"I grew up with Abbott & Costello and the Three Stooges," said Peter Loewy, director, co-producer and co-writer of the show, adding that Kaye was even more talented because he was not just a comedian -- he was also a song-and-dance man. As a boy, Loewy was transfixed by Kaye's "The Danny Kaye Show" on TV. "He seemed to be talking to me in my living room," Loewy said.
After that, Loewy watched as many of Kaye's movies as he could in reruns.
In Loewy's long career in the theater -- a career that has included working on such Broadway musicals as "Barnum" and "42nd Street" and founding his own theater company in New Jersey -- Loewy says that "The Kid From Brooklyn" is his most personal project. He had thought for years about doing a show on Danny Kaye, who died in 1987 at the age of 74, but it wasn't until Loewy met Brian Childers that he knew he had finally discovered the actor who could play the title role.
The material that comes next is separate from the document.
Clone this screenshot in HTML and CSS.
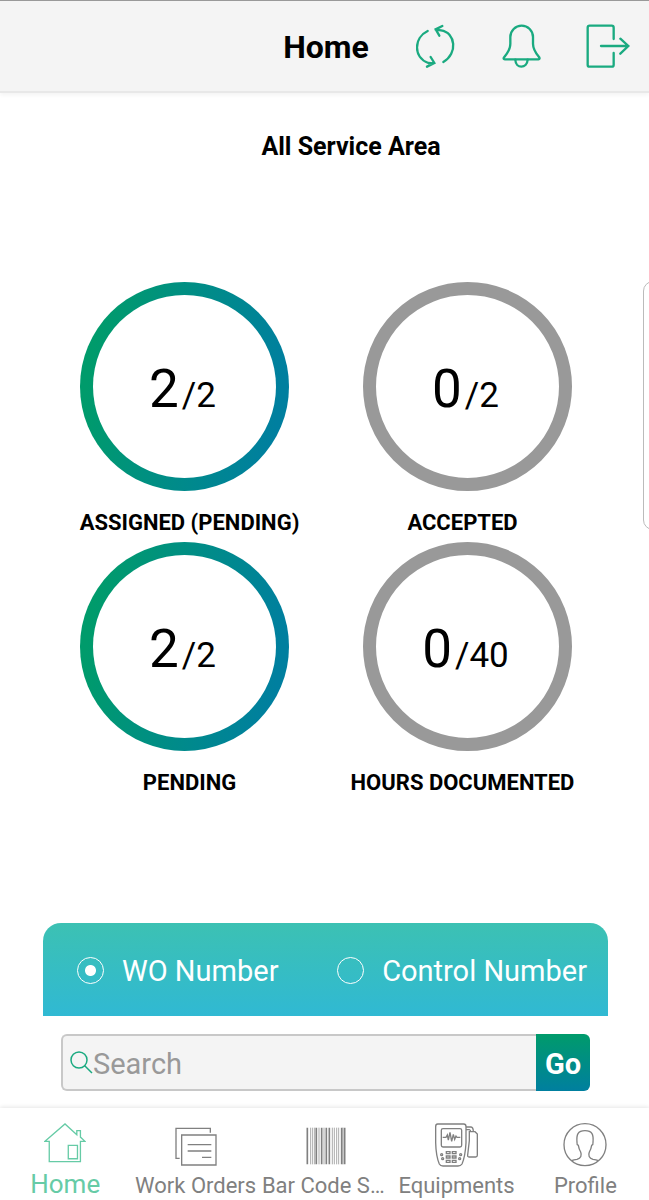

Although legend has it that Kaye never took an acting, singing or dancing lesson in his life, Childers, who won a Helen Hayes Award for his previous portrayal of Kaye in "Danny & Sylvia," has trained for years, acting in school plays since second grade all the way through getting his master's at the University of South Carolina. He appears effortless at capturing the improvisational riffs of Kaye, yet he admits that when he was first approached to be in "Danny & Sylvia" he did not know much about Kaye, except that he was in the 1954 movie "White Christmas." Childers said he became a "fanatic," studying all of Kaye's work, from his movies to his specialty numbers and his work at the Palladium in London.
Unlike zany comedies, such as the play's namesake, the 1946 comedy "The Kid From Brooklyn" -- a film within a film that features songs that seem to have no bearing on the story line -- Loewy's stage production of "The Kid From Brooklyn" integrates all of its numbers, including such famous ones as "Tchaikovsky" and "Pavlova," into the narrative. The efficient script, co-written by Loewy and Mark Childers, manages to take in Kaye's beginnings as a Catskills performer, moves through his nightclub acts, Broadway performances and Hollywood career, all while bringing out a pathos of his bittersweet family life.
That is not to say that "The Kid From Brooklyn" doesn't have a family-friendly atmosphere. Loewy introduces the show by making a few quips onstage. After the performance, Childers, co-star Karen Leone -- who plays Kaye's wife, Sylvia Fine -- and supporting players Christina Purcell and Joshua Finkel walk through the theater to the lobby and greet the audience like old friends who haven't seen each other in years. Perhaps that menschiness is what Danny Kaye will always represent to those who once knew him, and even to those who are now discovering him -- a dear companion who spoke to us in the living rooms of our childhood.